Saturday, August 28, 2010

76. Firefly Lane by Kristin Hannah

I just discovered Ms. Hannah this summer and have come to love her books and consider her one of my favorite new authors. Firefly Lane was no exception. I give it an A-.

From Amazon:
In the turbulent summer of 1974, Kate Mularkey has accepted her place at the bottom of the eighth-grade social food chain. Then, to her amazement, the “coolest girl in the world” moves in across the street and wants to be her friend. Tully Hart seems to have it all---beauty, brains, ambition. On the surface they are as opposite as two people can be: Kate, doomed to be forever uncool, with a loving family who mortifies her at every turn. Tully, steeped in glamour and mystery, but with a secret that is destroying her. They make a pact to be best friends forever; by summer’s end they’ve become TullyandKate. Inseparable.
So begins Kristin Hannah’s magnificent new novel. Spanning more than three decades and playing out across the ever-changing face of the Pacific Northwest, Firefly Lane is the poignant, powerful story of two women and the friendship that becomes the bulkhead of their lives.
From the beginning, Tully is desperate to prove her worth to the world. Abandoned by her mother at an early age, she longs to be loved unconditionally. In the glittering, big-hair era of the eighties, she looks to men to fill the void in her soul. But in the buttoned-down nineties, it is television news that captivates her. She will follow her own blind ambition to New York and around the globe, finding fame and success . . . and loneliness.
Kate knows early on that her life will be nothing special. Throughout college, she pretends to be driven by a need for success, but all she really wants is to fall in love and have children and live an ordinary life. In her own quiet way, Kate is as driven as Tully. What she doesn’t know is how being a wife and mother will change her . . . how she’ll lose sight of who she once was, and what she once wanted. And how much she’ll envy her famous best friend. . . .
For thirty years, Tully and Kate buoy each other through life, weathering the storms of friendship---jealousy, anger, hurt, resentment. They think they’ve survived it all until a single act of betrayal tears them apart . . . and puts their courage and friendship to the ultimate test
.

I loved how we got to witness Kate and Tully's lives changing and their friendship growing over the decades. The references to the fashions and music were great as well, though I wasn't able to remember most of them or weren't alive for one decade.
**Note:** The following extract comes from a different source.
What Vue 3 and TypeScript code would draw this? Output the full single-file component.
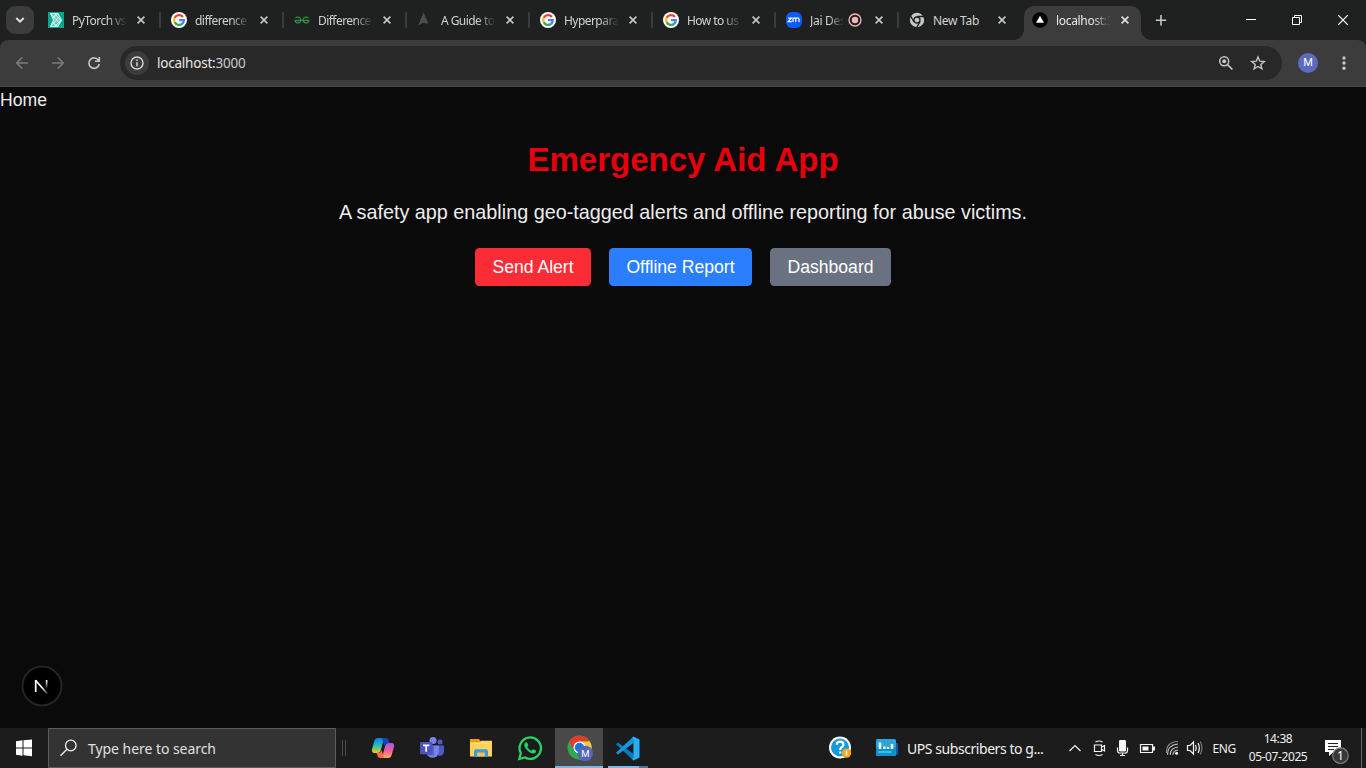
<script setup lang="ts">
interface Tab {
  title: string
  icon: 'torch' | 'google' | 'geeks' | 'arrow' | 'zoom' | 'chrome' | 'vercel'
  active?: boolean
  recording?: boolean
}

const tabs: Tab[] = [
  { title: 'PyTorch vs', icon: 'torch' },
  { title: 'difference', icon: 'google' },
  { title: 'Difference', icon: 'geeks' },
  { title: 'A Guide to', icon: 'arrow' },
  { title: 'Hyperpara', icon: 'google' },
  { title: 'How to us', icon: 'google' },
  { title: 'Jai Des', icon: 'zoom', recording: true },
  { title: 'New Tab', icon: 'chrome' },
  { title: 'localhost:3', icon: 'vercel', active: true },
]

const actions = [
  { label: 'Send Alert', tone: 'alert' },
  { label: 'Offline Report', tone: 'report' },
  { label: 'Dashboard', tone: 'dash' },
]
</script>

<template>
  <div class="screen">
    <header class="strip">
      <button class="tabsearch" aria-label="Search tabs">
        <svg width="28" height="28" viewBox="0 0 28 28"><path d="M10.3 12l3.7 3.7 3.7-3.7" fill="none" stroke="#e3e3e3" stroke-width="1.9" /></svg>
      </button>
      <div class="tabs">
        <div v-for="(t, i) in tabs" :key="i" class="cell">
          <div class="tab" :class="{ active: t.active }">
            <svg class="fav" width="16" height="16" viewBox="0 0 16 16">
              <g v-if="t.icon === 'torch'">
                <path d="M0 0h16v16H0z" fill="#0aa58f" />
                <path d="M2.500 1.500h7.500l3.500 6.500-3.500 6.500H2.500L5.500 8z" fill="#63cfba" />
                <path d="M2.500 1.500h7.500l3.500 6.500-3.500 6.500H2.500L5.500 8zM2.500 1.500l9 9.500M6.500 1.500l6.500 7M11.500 4.500l-9 10M13.500 8l-7 6.500M10 1.500L4.500 6M4.500 10.500L10 14.500" fill="none" stroke="#e4fff8" stroke-width=".9" />
              </g>
              <g v-else-if="t.icon === 'google'">
                <circle cx="8" cy="8" r="8" fill="#fff" />
                <g fill="none" stroke-width="2.3">
                  <path d="M11.9 5A4.9 4.9 0 0 0 3.7 5.8" stroke="#ea4335" />
                  <path d="M3.7 5.8a4.9 4.9 0 0 0 0 4.5" stroke="#fbbc05" />
                  <path d="M3.7 10.2a4.9 4.9 0 0 0 7.6 1.5" stroke="#34a853" />
                  <path d="M8.1 8.1h4.7a4.9 4.9 0 0 1-1.6 3.7" stroke="#4285f4" />
                </g>
              </g>
              <g v-else-if="t.icon === 'geeks'" fill="none" stroke="#2f9142" stroke-width="1.2">
                <path d="M1.500 5.900C3 4.400 6.800 4.800 6.800 8c0 3.600-5.300 4-5.700.4h13.800c-.4 3.600-5.700 3.200-5.700-.4 0-3.200 3.800-3.600 5.300-2.100" />
              </g>
              <g v-else-if="t.icon === 'arrow'">
                <path d="M6 .5L0 13.8l5.300 1.700z" fill="#151817" />
                <path d="M6.500 .3l5 11.400-5.300-.9L.8 14z" fill="#494d4c" />
              </g>
              <g v-else-if="t.icon === 'zoom'">
                <rect width="16" height="16" rx="6" fill="#0b5cff" />
                <path d="M2.200 6h3.300L2.300 9.500h3.500M7 10V7.100q0-1.300 1.300-1.300t1.400 1.300V10M9.700 7.100q0-1.300 1.600-1.300T13 7.100V10" fill="none" stroke="#fff" stroke-width="1.250" />
              </g>
              <g v-else-if="t.icon === 'chrome'">
                <circle cx="8" cy="8" r="7.200" fill="#c4c7c5" />
                <circle cx="8" cy="8" r="3" fill="#c4c7c5" stroke="#1f2120" stroke-width="1.300" />
                <path d="M8 4.500h7M5 9.800L1.600 4M11.100 9.700L7.700 15.400" stroke="#1f2120" stroke-width="1.300" />
              </g>
              <g v-else>
                <circle cx="8" cy="8" r="7.800" fill="#000" />
                <path d="M8 3.800l4 6.900H4z" fill="#fff" />
              </g>
            </svg>
            <span class="title" :class="{ short: t.recording, whole: t.icon === 'chrome' }">{{ t.title }}</span>
            <svg v-if="t.recording" class="rec" width="14" height="14" viewBox="0 0 14 14"><circle cx="7" cy="7" r="6" fill="none" stroke="#f2b8b5" stroke-width="1.300" /><circle cx="7" cy="7" r="3.200" fill="#f2b8b5" /></svg>
            <svg class="close" width="16" height="16" viewBox="0 0 16 16"><path d="M4.600 4.600l6.800 6.800M11.400 4.600l-6.800 6.800" :stroke="t.active ? '#e3e3e3' : '#c7c7c7'" stroke-width="1.600" /></svg>
          </div>
          <i v-if="i < 7" class="sep"></i>
        </div>
      </div>
      <svg class="plus" width="16" height="16" viewBox="0 0 16 16"><path d="M8 3v10.400M2.800 8.200h10.400" stroke="#c7c7c7" stroke-width="1.600" /></svg>
      <div class="winbtns">
        <svg width="46" height="40" viewBox="0 0 46 40"><path d="M18 19.500h10" stroke="#fff" /></svg>
        <svg width="46" height="40" viewBox="0 0 46 40"><path d="M18.500 17.500h7v7h-7zM20.500 17.500v-2h7v7h-2" fill="none" stroke="#fff" /></svg>
        <svg width="46" height="40" viewBox="0 0 46 40"><path d="M18.200 15.200l9.600 9.600M27.800 15.200l-9.600 9.600" stroke="#fff" stroke-width="1.200" /></svg>
      </div>
    </header>

    <div class="toolbarwrap">
      <nav class="toolbar">
        <svg width="36" height="24" viewBox="0 0 36 24"><path d="M28 12H17M22.200 6.500L16.700 12l5.500 5.500" fill="none" stroke="#7b7b7b" stroke-width="1.600" /></svg>
        <svg width="36" height="24" viewBox="0 0 36 24"><path d="M16 12h11M21.800 6.500l5.500 5.500-5.500 5.500" fill="none" stroke="#7b7b7b" stroke-width="1.600" /></svg>
        <svg width="36" height="24" viewBox="0 0 36 24"><path d="M26.500 9.400A5.200 5.200 0 1 0 27.200 13M27.300 6v4.200H23" fill="none" stroke="#c8c8c8" stroke-width="1.600" /></svg>
        <div class="omnibox">
          <span class="info">
            <svg width="16" height="16" viewBox="0 0 16 16"><circle cx="8" cy="8" r="6" fill="none" stroke="#d6d6d6" stroke-width="1.400" /><path d="M8 7.200v4M8 4.600V6" stroke="#d6d6d6" stroke-width="1.500" /></svg>
          </span>
          <span class="url">localhost:<em>3000</em></span>
          <svg class="mag" width="16" height="16" viewBox="0 0 16 16"><circle cx="6.200" cy="6.300" r="4.500" fill="none" stroke="#c7c7c7" stroke-width="1.500" /><circle cx="6.200" cy="6.300" r="2" fill="#c7c7c7" /><path d="M9.500 9.600l4.900 4.900" stroke="#c7c7c7" stroke-width="1.700" /></svg>
          <svg width="16" height="16" viewBox="0 0 16 16"><path d="M8 2l1.750 4.200 4.500.350-3.450 2.900 1.080 4.400L8 11.500l-3.880 2.350 1.080-4.400-3.450-2.900 4.500-.350z" fill="none" stroke="#c7c7c7" stroke-width="1.400" /></svg>
        </div>
        <span class="avatar">M</span>
        <svg class="dots" width="6" height="16" viewBox="0 0 6 16" fill="#c7c7c7"><circle cx="3" cy="3" r="1.700" /><circle cx="3" cy="8" r="1.700" /><circle cx="3" cy="13.200" r="1.700" /></svg>
      </nav>
    </div>

    <main class="page">
      <div class="home">Home</div>
      <h1>Emergency Aid App</h1>
      <p>A safety app enabling geo-tagged alerts and offline reporting for abuse victims.</p>
      <div class="actions">
        <button v-for="a in actions" :key="a.label" :class="a.tone">{{ a.label }}</button>
      </div>
      <div class="nextbadge">
        <svg width="42" height="42" viewBox="0 0 42 42">
          <defs>
            <linearGradient id="stem" x1="0" y1="0" x2="0" y2="1"><stop offset=".1" stop-color="#fff" /><stop offset="1" stop-color="#fff" stop-opacity="0" /></linearGradient>
            <linearGradient id="diag" gradientUnits="userSpaceOnUse" x1="22" y1="22" x2="27" y2="28"><stop offset="0" stop-color="#fff" /><stop offset="1" stop-color="#fff" stop-opacity=".2" /></linearGradient>
          </defs>
          <circle cx="21" cy="21" r="19.500" fill="#000" stroke="#252525" stroke-width="2" />
          <path d="M14.700 27V15" stroke="#fff" stroke-width="1.700" />
          <path d="M14.500 15.200l11.900 13.500" stroke="url(#diag)" stroke-width="1.700" />
          <rect x="24.800" y="15" width="1.600" height="9" fill="url(#stem)" />
        </svg>
      </div>
    </main>

    <footer class="taskbar">
      <svg class="start" width="48" height="40" viewBox="0 0 48 40"><path d="M16 13.200l6.500-.9v7.200H16zM23.500 12.200L32 11.500v8h-8.500zM16 20.500h6.500v7.200l-6.500-.9zM23.500 20.500H32V28.200l-8.500-.9z" fill="#fff" /></svg>
      <div class="search">
        <svg width="18" height="18" viewBox="0 0 18 18"><circle cx="10.800" cy="6.500" r="5.300" fill="none" stroke="#eee" stroke-width="1.300" /><path d="M7 10.300L.5 16.800" stroke="#eee" stroke-width="1.400" /></svg>
        <span>Type here to search</span>
      </div>
      <div class="grip"></div>
      <div class="apps">
        <div class="app">
          <svg width="24" height="24" viewBox="0 0 24 24">
            <defs>
              <linearGradient id="cpa" x1="0" y1="0" x2="0" y2="1"><stop offset="0" stop-color="#1878e8" /><stop offset=".4" stop-color="#17b4dc" /><stop offset=".7" stop-color="#6ec86b" /><stop offset="1" stop-color="#f0ca22" /></linearGradient>
              <linearGradient id="cpb" x1="0" y1="0" x2="0" y2="1"><stop offset="0" stop-color="#a75bea" /><stop offset=".5" stop-color="#ef5c9d" /><stop offset="1" stop-color="#ffae55" /></linearGradient>
            </defs>
            <path d="M7 2h8.300c-2.100 0-2.700 2-3.300 4l-2 7.500C9.300 16 8.500 17 6 17H4c-3 0-3.500-2-2.800-4.500l2-7C3.900 3 5 2 7 2z" fill="url(#cpa)" />
            <path d="M17 22H8.700c2.100 0 2.700-2 3.300-4l2-7.500C14.700 8 15.500 7 18 7h2c3 0 3.500 2 2.800 4.500l-2 7c-.7 2.500-1.800 3.500-3.800 3.500z" fill="url(#cpb)" />
            <path d="M11 2h4c1.500 0 2.200 1 2.700 2.800L18.400 7H17c-2 0-2.700 1.200-3.200 3L12.500 7z" fill="#1745b6" />
            <path d="M13 22H9c-1.500 0-2.200-1-2.700-2.800L5.600 17H7c2 0 2.700-1.200 3.200-3l1.300 3z" fill="#fb6b45" />
          </svg>
        </div>
        <div class="app">
          <svg width="24" height="24" viewBox="0 0 24 24">
            <circle cx="20" cy="6" r="2.500" fill="#5059c9" /><circle cx="13" cy="4.500" r="3.500" fill="#7b83eb" />
            <path d="M17 9.500h7V16a4.300 4.300 0 0 1-7 3z" fill="#5059c9" />
            <path d="M6.500 9.500h12.300v6.800a6.200 6.200 0 0 1-12.300 0z" fill="#7b83eb" />
            <path d="M6.500 9.500H14V19.500H7z" fill="#5a62c3" />
            <rect y="6" width="12.300" height="12.300" rx="1" fill="#4b53bc" />
            <path d="M3 9.300h6.400M6.200 9.300v6.500" stroke="#fff" stroke-width="1.700" />
          </svg>
        </div>
        <div class="app">
          <svg width="24" height="24" viewBox="0 0 24 24">
            <path d="M1 3h9l1.500 2.200V7H1z" fill="#e8a00c" /><path d="M1 6.200h9.500L12 4.700h11V20.500H1z" fill="#ffd25c" />
            <path d="M1 7.200h22V8H1z" fill="#ffdf83" />
            <path d="M5 21v-5.700q0-2 2-2h10q2 0 2 2V21h-3.500v-4.300h-7V21z" fill="#3e9bd9" /><path d="M8.500 16.700h7v3.800h-7z" fill="#f4c54f" />
          </svg>
        </div>
        <div class="app">
          <svg width="26" height="26" viewBox="0 0 26 26">
            <path d="M2.300 24l1.500-5.800A10.700 10.700 0 1 1 8 22.500z" fill="none" stroke="#25d366" stroke-width="2.300" />
            <path d="M9.200 7.200c-.6 0-2 1-1.900 3 .1 3 4.900 7.900 8.700 8.300 2 .1 3.100-1.200 3.100-2.500 0-.7-2.200-1.600-2.900-1.800-.7-.1-1.300 1.500-1.800 1.400-1.200-.3-3.700-2.500-4-3.700-.1-.5 1.100-1.200.9-1.900-.3-.9-1.200-2.800-2.100-2.800z" fill="#25d366" />
          </svg>
        </div>
        <div class="app current">
          <svg width="26" height="27" viewBox="0 0 26 27">
            <circle cx="12.500" cy="12.500" r="12" fill="#2da94f" />
            <path d="M2.100 6.500A12 12 0 0 1 22.900 6.500H12.500v6L7.300 15.500z" fill="#e33b2e" />
            <path d="M12.500 6.500h10.400A12 12 0 0 1 12.500 24.500l5.200-9z" fill="#fcc934" />
            <circle cx="12.500" cy="12.500" r="6" fill="#fff" /><circle cx="12.500" cy="12.500" r="4.700" fill="#1a73e8" />
            <circle cx="18.300" cy="18.500" r="7.700" fill="#5664bd" />
            <text x="18.300" y="21.800" text-anchor="middle" font-size="9.500" fill="#fff" font-family="Roboto, sans-serif">M</text>
          </svg>
        </div>
        <div class="app code">
          <svg width="25" height="25" viewBox="0 0 25 25">
            <path d="M1 8.200l2-1.700L18.500 18v6.500z" fill="#087cc1" /><path d="M1 16.800l2 1.700L18.500 7V.5z" fill="#1597df" />
            <path d="M18.500.5l6 2.900v18.200l-6 2.900-1-1.200.9-2.200V4l-1-2.400z" fill="#29aef5" />
          </svg>
        </div>
      </div>
      <div class="news">
        <svg width="26" height="26" viewBox="0 0 26 26">
          <circle cx="12" cy="12.500" r="11" fill="#fff" /><circle cx="12" cy="12.500" r="9" fill="#1599d8" />
          <path d="M8.700 9.700q.3-3 3.400-3 3.300 0 3.300 2.800 0 1.700-1.800 2.700-1.400.9-1.400 2.800M12.200 16.500v2" fill="none" stroke="#fff" stroke-width="2.200" />
          <circle cx="18.500" cy="18.100" r="4.700" fill="#f5a81c" /><path d="M18.500 15.500v5" stroke="#fff" stroke-width="1.500" />
        </svg>
        <svg class="tile" width="22" height="18" viewBox="0 0 22 18">
          <path d="M17 4h5v11q0 1-2 1h-3z" fill="#0b5ca8" /><rect width="20" height="17" rx="1.500" fill="#2aa7d8" /><path d="M0 8h20v7.500q0 1.500-1.500 1.500h-17Q0 17 0 15.500z" fill="#168fc8" />
          <path d="M4 3.500V10M8.300 7.500V10M12 8V10M16 5v5" stroke="#fff" stroke-width="2.500" /><path d="M2.500 13h13" stroke="#25d6ec" stroke-width="1.700" />
        </svg>
        <span>UPS subscribers to g...</span>
      </div>
      <div class="tray">
        <svg width="136" height="24" viewBox="0 0 136 24" fill="none" stroke="#f4f4f4" stroke-width="1.200">
          <path d="M1.500 15l5.500-5.500 5.500 5.500" />
          <path d="M26.500 9h7v6.500h-7zM33.500 11.200l3-1.700v5.500l-3-1.700M27.500 6q3.500-2 7 0M27.500 18.500q3.500 2 7 0" />
          <rect x="51" y="4" width="7" height="11.500" rx="1.200" fill="#f4f4f4" stroke="none" />
          <path d="M49.500 11.500v3q0 2.500 2.200 2.500h5.600q2.200 0 2.200-2.500v-3M54.500 17v2.500M52 19.500h5" />
          <path d="M72.500 8.500h12v8h-12z" /><path d="M74.500 10.500h6v4h-6z" fill="#f4f4f4" stroke="none" /><path d="M86 10.500v4" stroke-width="2" />
          <path d="M99.500 18.700Q99.500 9 110 8M102.300 18.700Q102.300 12 110 11M105 18.700q0-4 5-4.700" stroke="#c4c4c4" /><path d="M98.500 17Q98 6 110 5.500" stroke="#8b8b8b" /><circle cx="108.600" cy="17.300" r="1.500" fill="#f4f4f4" stroke="none" />
          <path d="M119.500 9.500h2.500l3.500-3.500v12l-3.500-3.500h-2.500zM127.500 9q1.600 3 0 6M130 7q2.700 5 0 10" /><path d="M132.300 5.500q3.200 6.500 0 13" stroke="#777" />
        </svg>
        <span class="lang">ENG</span>
        <div class="clock"><span>14:38</span><span>05-07-2025</span></div>
        <svg class="note" width="26" height="26" viewBox="0 0 26 26">
          <path d="M1 1h16v12H9.500L5 17v-4H1z" fill="#fff" /><path d="M4 4.500h10M4 7.500h10M4 10.500h6" stroke="#222" stroke-width="1.100" />
          <circle cx="16.500" cy="16.700" r="7.800" fill="#393939" stroke="#888" stroke-width="1.100" />
          <text x="16.500" y="20.900" text-anchor="middle" font-size="12" fill="#fff" font-family="Noto Sans, sans-serif">1</text>
        </svg>
        <i class="desk"></i>
      </div>
    </footer>
  </div>
</template>

<style>
html, body { margin: 0; background: #0a0a0a; overflow: hidden; }
</style>

<style scoped>
.screen { width: 1366px; height: 768px; display: flex; flex-direction: column; overflow: hidden; background: #0a0a0a; font-family: "Noto Sans", "Open Sans", sans-serif; }
.screen * { box-sizing: border-box; }
svg { display: block; flex: none; }
button { border: 0; padding: 0; font: inherit; }
.strip { height: 40px; flex: none; background: #1f2120; display: flex; }
.tabsearch { width: 28px; height: 28px; margin: 6px; border-radius: 9px; background: #3c3c3c; flex: none; }
.tabs { display: flex; }
.cell { width: 123px; flex: none; display: flex; padding-top: 6px; }
.tab { width: 117px; height: 34px; display: flex; align-items: center; padding: 0 8px; position: relative; border-radius: 10px 10px 0 0; }
.fav { margin-top: -6px; }
.title { width: 54px; margin: -5px 0 0 8px; font-size: 12px; line-height: 18px; letter-spacing: -.55px; color: #d2d2d2; white-space: nowrap; overflow: hidden; -webkit-mask-image: linear-gradient(90deg, #000 36px, transparent 55px); mask-image: linear-gradient(90deg, #000 36px, transparent 55px); }
.title.short { width: 33px; letter-spacing: -.28px; -webkit-mask-image: linear-gradient(90deg, #000 19px, transparent 34px); mask-image: linear-gradient(90deg, #000 19px, transparent 34px); }
.title.whole { letter-spacing: -.28px; -webkit-mask-image: none; mask-image: none; }
.rec { margin: -6px 0 0 5px; }
.close { margin: -6px 0 0 auto; }
.active { background: #3c3c3c; }
.active .title { color: #e8e8e8; letter-spacing: -.32px; }
.active::before, .active::after { content: ""; position: absolute; bottom: 0; width: 10px; height: 10px; }
.active::before { left: -10px; background: radial-gradient(circle at 0 0, transparent 9.5px, #3c3c3c 10px); }
.active::after { right: -10px; background: radial-gradient(circle at 100% 0, transparent 9.5px, #3c3c3c 10px); }
.sep { width: 2px; height: 16px; margin: 6px 0 0 2px; border-radius: 1px; background: #3c3c3c; }
.plus { margin: 12px 0 0 6px; }
.winbtns { display: flex; margin-left: auto; }

.toolbarwrap { height: 47px; flex: none; background: #1f2120; }
.toolbar { height: 47px; display: flex; align-items: center; padding-bottom: 1px; background: #3c3c3c; border-bottom: 1px solid #484848; border-radius: 8px 8px 0 0; }
.omnibox { width: 1162px; height: 34px; margin: 0 0 0 12px; display: flex; align-items: center; border-radius: 17px; background: #282828; padding: 0 16px 0 5px; }
.info { width: 24px; height: 24px; border-radius: 12px; background: #3c3c3c; display: grid; place-items: center; }
.url { margin-left: 8px; font-size: 13.5px; line-height: 20px; letter-spacing: -.22px; color: #e8e8e8; }
.url em { font-style: normal; color: #cbcbcb; }
.mag { margin: 0 16px 0 auto; }
.avatar { width: 20px; height: 20px; margin-left: 16px; border-radius: 50%; background: #5c6bc0; color: #fff; font: 400 11px/20px Roboto, sans-serif; text-align: center; }
.dots { margin-left: 23px; }

.page { height: 641px; flex: none; position: relative; font-family: "Liberation Sans", Arial, sans-serif; color: #ededed; text-align: center; }
.home { height: 26px; font-size: 17.6px; line-height: 26px; text-align: left; }
h1 { margin: 27px 0 0; font-size: 33px; line-height: 39px; font-weight: 700; color: #e7000b; }
p { margin: 18px 0 0; font-size: 19.8px; line-height: 30px; }
.actions { display: flex; justify-content: center; gap: 18px; margin-top: 21px; }
.actions button { height: 38px; border-radius: 4.4px; color: #fff; font-size: 17.6px; line-height: 38px; }
.alert { width: 116px; background: #fb2c36; }
.report { width: 143px; background: #2b7fff; }
.dash { width: 121px; background: #6a7282; }
.nextbadge { position: absolute; left: 21px; bottom: 21px; }

.taskbar { height: 40px; flex: none; display: flex; background: #1c1c1c; color: #f0f0f0; }
.search { width: 288px; border: 1px solid #5b5b5b; background: #333; display: flex; align-items: center; padding-left: 11px; }
.search span { margin-left: 10px; font-size: 14px; letter-spacing: -.05px; color: #e0e0e0; }
.grip { width: 4px; height: 16px; margin: 12px 12px 0 6px; border: solid #4a4a4a; border-width: 0 1px; }
.apps { display: flex; }
.app { width: 49px; display: grid; place-items: center; }
.app.current { width: 48px; margin-left: 1px; padding: 2px 0 0 2px; background: #494949; border-bottom: 2px solid #76b9ed; }
.app.code { width: 40px; margin-left: 5px; padding-right: 2px; background: linear-gradient(90deg, #76b9ed 31px, #4d7797 31px) bottom / 100% 2px no-repeat; }
.news { margin-left: 180px; display: flex; align-items: center; }
.tile { margin-left: 22px; }
.news span { margin-left: 9px; font-size: 14px; letter-spacing: -.44px; white-space: nowrap; }
.tray { margin-left: auto; display: flex; align-items: center; }
.lang { margin-left: 9px; font-size: 12px; letter-spacing: -.35px; }
.clock { width: 62px; margin-left: 11px; display: flex; flex-direction: column; align-items: center; font-size: 12px; line-height: 18px; letter-spacing: -.4px; white-space: nowrap; }
.note { margin: 8px 0 0 15px; }
.desk { width: 1px; height: 40px; margin: 0 4px 0 11px; background: #686868; }
</style>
I also loved how we get to see the two girls take their own paths but crave and want to be more like the other. This was a long book, over 500 pages, but I read it in one day. If you haven't read anything by Ms. Hannah and enjoy womens fiction, especially books about friendship, I would highly recommend her.

1 comment:

Staci said...

My SIL sent me this one. She loved it and I really need to get to it!!